Cue, Apple’s senior vice president for Internet software and services, said he spoke or e-mailed with Jobs at nearly every step of the negotiations.
After publishers signed agreements with Apple, shocking the publishing industry, Jobs e-mailed Cue: “Wow, we have really lit the fuse on a powder keg.”
The focus of the government’s questioning turned to December 2009 and January 2010, when Cue repeatedly flew to New York, met with publishers and attempted to reach deals to make their e-books available in the iBookstore on the soon-to-be-unveiled iPad.
For publishers, the appeal of Apple getting into the e-book market was enormous. Amazon, which had introduced its Kindle e-reader in 2007, commanded a 90 percent share of e-book sales at the time. But the default price for newly released and best-selling books on Amazon.com was $9.99, a paltry sum in the publishers’ eyes and one that undermined the value of the authors’ work and cannibalized hardcover sales.
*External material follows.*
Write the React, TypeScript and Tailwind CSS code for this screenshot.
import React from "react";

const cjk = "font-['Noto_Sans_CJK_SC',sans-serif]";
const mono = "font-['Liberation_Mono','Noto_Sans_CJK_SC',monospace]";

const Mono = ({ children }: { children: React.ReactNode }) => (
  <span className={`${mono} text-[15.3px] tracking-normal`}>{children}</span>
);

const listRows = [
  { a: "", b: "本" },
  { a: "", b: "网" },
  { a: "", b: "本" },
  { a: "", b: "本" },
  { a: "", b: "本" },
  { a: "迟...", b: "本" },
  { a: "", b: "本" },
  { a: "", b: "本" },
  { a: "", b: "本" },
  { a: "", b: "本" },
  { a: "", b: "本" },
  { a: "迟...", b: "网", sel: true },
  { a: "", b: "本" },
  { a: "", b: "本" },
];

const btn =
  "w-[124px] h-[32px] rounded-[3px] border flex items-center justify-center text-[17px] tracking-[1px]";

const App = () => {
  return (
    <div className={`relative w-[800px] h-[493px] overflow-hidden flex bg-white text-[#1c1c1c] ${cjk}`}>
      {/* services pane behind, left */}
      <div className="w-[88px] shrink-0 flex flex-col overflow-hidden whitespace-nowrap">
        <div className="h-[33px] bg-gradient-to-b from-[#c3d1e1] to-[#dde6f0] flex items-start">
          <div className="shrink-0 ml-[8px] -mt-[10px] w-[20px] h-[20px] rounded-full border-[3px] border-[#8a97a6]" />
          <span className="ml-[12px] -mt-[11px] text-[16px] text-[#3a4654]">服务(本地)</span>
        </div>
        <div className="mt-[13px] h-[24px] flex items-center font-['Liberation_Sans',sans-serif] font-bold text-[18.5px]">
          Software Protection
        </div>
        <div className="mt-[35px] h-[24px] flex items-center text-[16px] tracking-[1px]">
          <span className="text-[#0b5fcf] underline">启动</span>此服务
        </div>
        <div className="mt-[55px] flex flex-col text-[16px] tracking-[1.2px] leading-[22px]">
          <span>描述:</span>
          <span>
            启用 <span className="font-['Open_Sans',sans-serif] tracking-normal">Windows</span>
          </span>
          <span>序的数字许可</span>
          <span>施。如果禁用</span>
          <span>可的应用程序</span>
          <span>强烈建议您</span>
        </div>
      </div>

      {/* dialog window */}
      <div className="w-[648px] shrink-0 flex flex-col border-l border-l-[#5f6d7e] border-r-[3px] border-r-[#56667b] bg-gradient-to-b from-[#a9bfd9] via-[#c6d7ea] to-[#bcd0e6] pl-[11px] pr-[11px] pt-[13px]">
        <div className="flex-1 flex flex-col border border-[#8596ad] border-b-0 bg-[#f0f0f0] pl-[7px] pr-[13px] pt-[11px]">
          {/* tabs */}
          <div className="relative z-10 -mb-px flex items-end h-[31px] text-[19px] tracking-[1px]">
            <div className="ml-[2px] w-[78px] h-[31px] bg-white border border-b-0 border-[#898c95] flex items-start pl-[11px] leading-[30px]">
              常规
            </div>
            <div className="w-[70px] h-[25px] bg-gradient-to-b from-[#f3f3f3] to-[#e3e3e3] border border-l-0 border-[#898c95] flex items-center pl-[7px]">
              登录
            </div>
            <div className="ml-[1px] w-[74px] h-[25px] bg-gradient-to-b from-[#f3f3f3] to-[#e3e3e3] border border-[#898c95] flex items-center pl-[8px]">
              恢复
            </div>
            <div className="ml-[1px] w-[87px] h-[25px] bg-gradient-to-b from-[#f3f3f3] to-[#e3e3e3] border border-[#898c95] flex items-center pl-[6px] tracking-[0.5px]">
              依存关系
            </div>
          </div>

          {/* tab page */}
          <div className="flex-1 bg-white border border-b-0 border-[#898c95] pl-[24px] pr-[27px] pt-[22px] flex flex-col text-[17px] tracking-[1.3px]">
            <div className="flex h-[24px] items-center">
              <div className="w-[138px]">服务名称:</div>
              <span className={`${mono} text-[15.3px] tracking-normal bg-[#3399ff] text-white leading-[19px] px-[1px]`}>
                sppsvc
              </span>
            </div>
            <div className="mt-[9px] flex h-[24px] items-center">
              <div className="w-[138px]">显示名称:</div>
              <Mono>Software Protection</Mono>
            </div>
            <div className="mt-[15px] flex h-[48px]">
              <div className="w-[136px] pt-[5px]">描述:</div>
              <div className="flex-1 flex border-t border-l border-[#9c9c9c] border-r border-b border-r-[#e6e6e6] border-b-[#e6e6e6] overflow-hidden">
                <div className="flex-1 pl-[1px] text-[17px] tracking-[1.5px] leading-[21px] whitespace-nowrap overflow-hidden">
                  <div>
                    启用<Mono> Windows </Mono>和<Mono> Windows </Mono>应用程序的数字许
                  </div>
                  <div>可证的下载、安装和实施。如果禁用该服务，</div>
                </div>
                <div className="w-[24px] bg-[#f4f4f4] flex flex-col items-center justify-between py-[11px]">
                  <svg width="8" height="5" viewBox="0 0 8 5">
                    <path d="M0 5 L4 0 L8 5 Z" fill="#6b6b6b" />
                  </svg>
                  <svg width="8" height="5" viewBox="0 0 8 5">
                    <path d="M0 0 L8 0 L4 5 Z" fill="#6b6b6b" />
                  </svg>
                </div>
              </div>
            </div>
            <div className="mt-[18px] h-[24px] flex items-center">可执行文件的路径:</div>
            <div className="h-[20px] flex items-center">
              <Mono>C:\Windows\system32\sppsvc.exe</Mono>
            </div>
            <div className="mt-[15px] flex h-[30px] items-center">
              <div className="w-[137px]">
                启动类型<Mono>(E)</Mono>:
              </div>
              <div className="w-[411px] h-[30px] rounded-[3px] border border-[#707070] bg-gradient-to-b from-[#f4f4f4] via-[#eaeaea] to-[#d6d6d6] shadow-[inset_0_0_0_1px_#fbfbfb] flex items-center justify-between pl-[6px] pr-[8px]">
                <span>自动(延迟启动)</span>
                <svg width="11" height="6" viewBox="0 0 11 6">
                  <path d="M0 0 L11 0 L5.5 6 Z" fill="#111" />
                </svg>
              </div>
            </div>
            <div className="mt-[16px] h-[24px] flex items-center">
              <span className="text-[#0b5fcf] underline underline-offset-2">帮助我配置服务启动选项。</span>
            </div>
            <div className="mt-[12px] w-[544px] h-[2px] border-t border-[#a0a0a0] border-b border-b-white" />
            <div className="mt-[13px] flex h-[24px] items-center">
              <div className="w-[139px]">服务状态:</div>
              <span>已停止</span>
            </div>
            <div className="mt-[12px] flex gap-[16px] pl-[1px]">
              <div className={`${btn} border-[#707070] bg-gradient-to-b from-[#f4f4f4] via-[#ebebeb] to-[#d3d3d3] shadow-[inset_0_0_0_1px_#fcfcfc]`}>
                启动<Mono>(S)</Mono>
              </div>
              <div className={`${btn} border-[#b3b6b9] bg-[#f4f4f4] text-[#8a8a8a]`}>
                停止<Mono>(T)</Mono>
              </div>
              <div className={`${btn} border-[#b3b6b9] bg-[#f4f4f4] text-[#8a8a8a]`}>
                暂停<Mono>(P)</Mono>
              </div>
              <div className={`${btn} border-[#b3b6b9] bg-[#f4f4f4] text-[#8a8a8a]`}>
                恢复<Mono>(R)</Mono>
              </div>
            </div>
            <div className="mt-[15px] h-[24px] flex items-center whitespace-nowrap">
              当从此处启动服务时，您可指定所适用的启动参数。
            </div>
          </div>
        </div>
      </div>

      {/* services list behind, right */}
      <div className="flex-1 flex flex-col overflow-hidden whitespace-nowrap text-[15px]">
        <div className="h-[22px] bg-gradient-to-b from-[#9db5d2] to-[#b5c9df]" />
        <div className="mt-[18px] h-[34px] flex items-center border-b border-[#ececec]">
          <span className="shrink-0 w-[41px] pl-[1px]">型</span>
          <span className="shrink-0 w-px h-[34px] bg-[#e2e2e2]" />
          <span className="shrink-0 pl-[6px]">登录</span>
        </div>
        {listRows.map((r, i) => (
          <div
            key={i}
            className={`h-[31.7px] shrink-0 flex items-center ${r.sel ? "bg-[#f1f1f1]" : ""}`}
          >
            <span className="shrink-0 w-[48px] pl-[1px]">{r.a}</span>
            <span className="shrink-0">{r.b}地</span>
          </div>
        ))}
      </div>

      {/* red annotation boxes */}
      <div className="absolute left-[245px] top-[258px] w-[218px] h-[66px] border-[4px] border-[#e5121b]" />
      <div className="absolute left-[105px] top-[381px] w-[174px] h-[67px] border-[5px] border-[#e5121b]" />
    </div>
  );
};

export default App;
Apple encouraged publishers to switch to a so-called agency model, in which the publishers set the price of a book and the retailer takes a commission. Previously, e-books had been sold on a wholesale model, where the retailer pays the publisher approximately half the list price, then is free to set another price. The agency model prevented Amazon from sharply discounting the books.
Five publishers — Penguin Group USA, Hachette Book Group, Simon & Schuster, HarperCollins, and Macmillan — have already settled with the government. But Apple is fighting the charges in a nonjury trial that was expected to last several weeks.
The defense was questioning Cue when the day ended, and he will return to the stand when the trial continues Monday.